Cette fois, j'ai mis le doigt dans l'engrenage du « métier ». C'en est un, il faut m'y résoudre. Je ne pourrai plus jamais lui échapper. Je n'étais pas fait pour lui, il n'était pas fait pour moi, mais nous devions conclure malgré nous ce mariage de raison. L'état de vagabond-poète ne nourrit pas son homme. Celui de saltimbanque-amuseur allait m'assurer peu à peu « la matérielle » ! Il faut — que Diable ! et vaille que vaille — faire face aux frais brûlants d'une existence : mariages, divorces, naissances, logis, mobiliers, voitures, oripeaux, réceptions, déceptions, transactions, taxes, fisc, gueuletons, hôpitaux, grandes et funèbres pompes, chaussetrapes, miroirs aux alouettes.
En 1938, j'auditionne pour être admis à un « crochet radiophonique » organisé par Radio-Cité. Nous sommes soixante-dix concurrents à défiler devant un jury que préside Jacques Canetti. Le studio exigu n'est pas aéré. La fumée de cigarette est suffocante. Je pénètre l'un des derniers dans cette chambre à gaz lacrymogènes. Joseph, le pianiste, excédé, n'en peut plus d'entendre chevroter du Tino Rossi. Il me pose la question rituelle :
« Ta partition ?»
« J'en ai pas !»
« Alors, que viens-tu foutre ici ? »
« Chanter. »
« Chanter quoi ? »
« Une chanson de moi, paroles et musique. »
« Hein ? ! » Stupéfaction. Un « Hâââ ! » leur sort des entrailles.
« Voilà qui est nouveau et... rafraîchissant ! »
J'ajoute :
« Et je m'accompagne moi-même au piano. »
Joseph alors se lève et éructe :
« Je t'aime ! »
II me cède son tabouret bien chaud. Le titre de ma chanson les met en joie : « Non, tu n'auras pas ma peau, Pierre ! » Je parviens à faire un sort à chaque « effet », sans trop bafouiller. C'est gagné !

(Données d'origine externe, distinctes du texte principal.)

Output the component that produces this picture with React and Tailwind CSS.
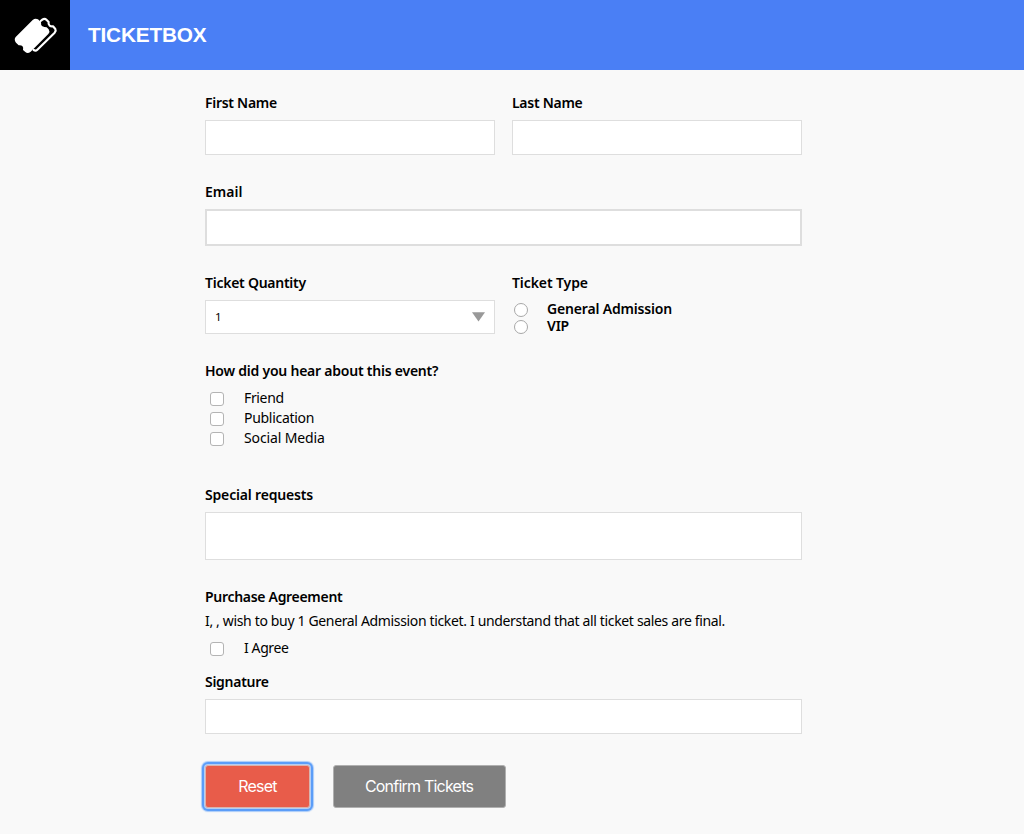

Au cinéma Normandie, aux Champs-Elysées — le public vote dans la salle et sur les ondes — je passe le cap des éliminatoires, des demi-finales et... termine second de la finale, derrière un jeune inconnu à la voix chaude : André Claveau ! J'ai droit à 150 francs, à une série d émissions de radio, à passer aussi en attraction dans tous les cinémas Radio-Cité de la capitale.

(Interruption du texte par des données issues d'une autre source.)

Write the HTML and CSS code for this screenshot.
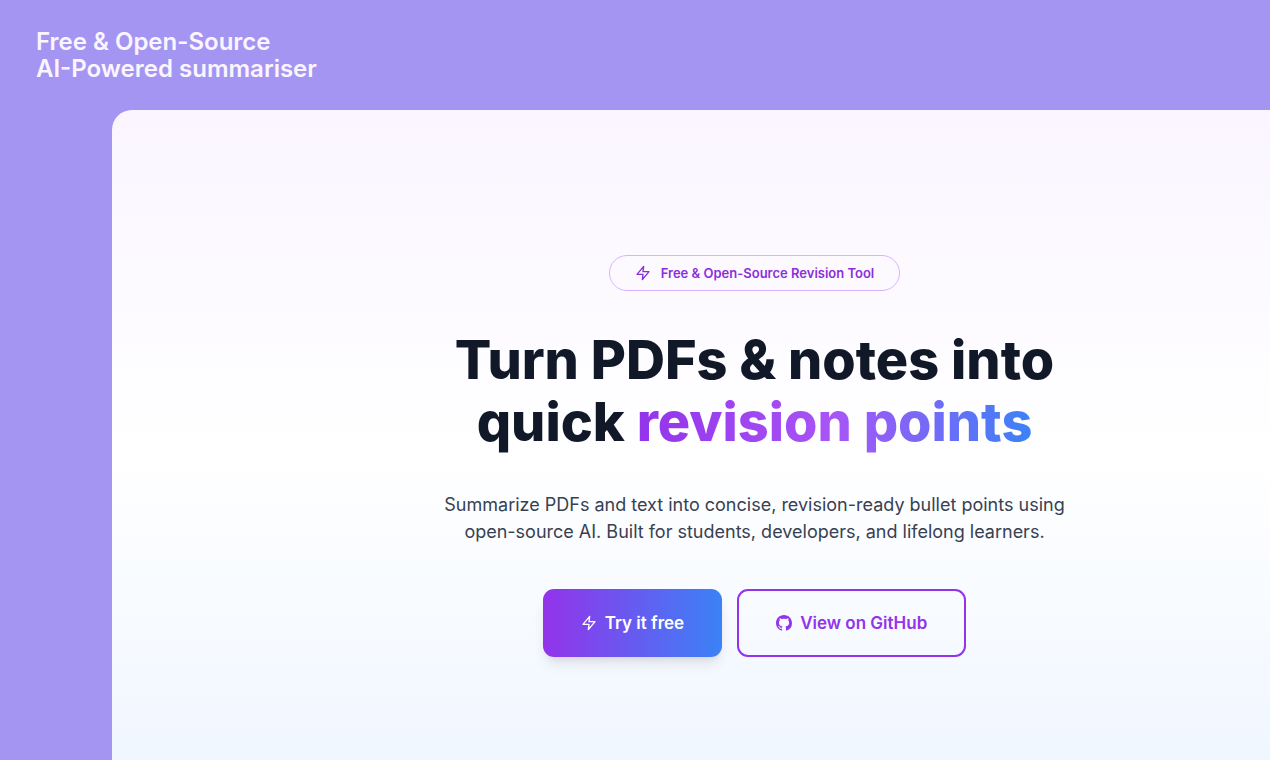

Pour fêter cette victoire, je commets l'imprudence de me payer un vrai repas : prix fixe 4 francs, hors-d'œuvre à volonté. Je dévore tous les hors-d'œuvre et manque de claquer par éclatement !
A la suite de cette « performance », je pénètre sans le vouloir dans l'INDUSTRIE DE LA CHANSON. Par la toute petite porte : celle du « nègre ». Les premières « usines à chansons » voient le jour. On y produit (déjà) à la chaîne de la « chanson de consommation ». Les « nègres » sont paroliers et compositeurs blafards et anonymes. Ils ont le devoir de composer mais pas le droit de signer. Le patron de l’usine, lui, signe. Les chansons sont du Big Boss, paroles et musique
(…)
Je souris aujourd'hui en évoquant cette usine à chansons de dix ouvriers ! C'était encore artisanal et touchant. En ce dernier quart de siècle que nous subissons, des consortiums multinationaux tentaculaires imposent leur loi au monde. L'usine à chansons est dépassée. C'est l'Etat dans l'Etat. On crée de la psychose, de la drogue sonore. On conditionne les populations à l'absurde assourdissant, à l'hébétude collective, à la vulgarité tonitruante. Et politisée, bien entendu. « Sens de l'histoire » (!) c'est-à-dire nivelage par le bas :
« Vous comprenez, les jeunes aiment ça ! ça se vend ! » Non, la vérité, c'est qu'on est « vendu » au sommet ! On a décidé en occulte haut-lieu de « matraquer », afin d'anéantir la qualité, le charme, le tact et la beauté. Et que triomphe la connerie amplifiée jusqu'à crevaison du tympan.


Bruno Coquatrix me lance un défi amical :
« Pierre, j'ai trouvé un départ de chanson ayant pour titre " Clopin-clopant ". Malheureusement, il est impossible d'écrire un truc sentimental avec ça. Plusieurs paroliers y ont renoncé. Essaie à ton tour. »
Je rentre chez moi en rongeant cet os. Verlaine chante dans mon subconscient : « Et je m'en vais au vent mauvais... » Je me revois titubant de chagrin d'amour à Helsingfors et Berlin. Les grilles qui baguent les troncs d'arbres, avenue Montaigne, sont descellées, et me font trébucher. Oui... impossible d'aller de l'avant sans trébucher sans cesse. Chaque pas gagné l'est souvent au prix d'une entorse. Aucune joie n'est parfaite, aucun malheur total. Mes premières paroles viennent au monde sans douleur : « Et je m'en vais clopin-clopant, dans le soleil et dans le vent, de temps en temps, le cœur chancelle, y a des souvenirs qui s'amoncellent... »
Le couplet démarre facilement lui aussi : « Je suis né avec des yeux d'ange et des fossettes au creux des joues... » Mais il me manquait toujours les deux derniers vers de ce maudit couplet. Il m'a fallu six semaines pour les trouver. Je les dois à mon miroir de lavabo : « Je m'suis regardé dans une glace et j'ai vu que j'avais rêvé! Je m'suis dit : faudra bien qu'j'm'y fasse ! Tout finira par arriver. »
Quand j'apporte ma mouture à Bruno, notre émotion est intense. Nous « tenons » une grande chanson ! Henri Salvador le premier, l'enregistre et la fait triompher.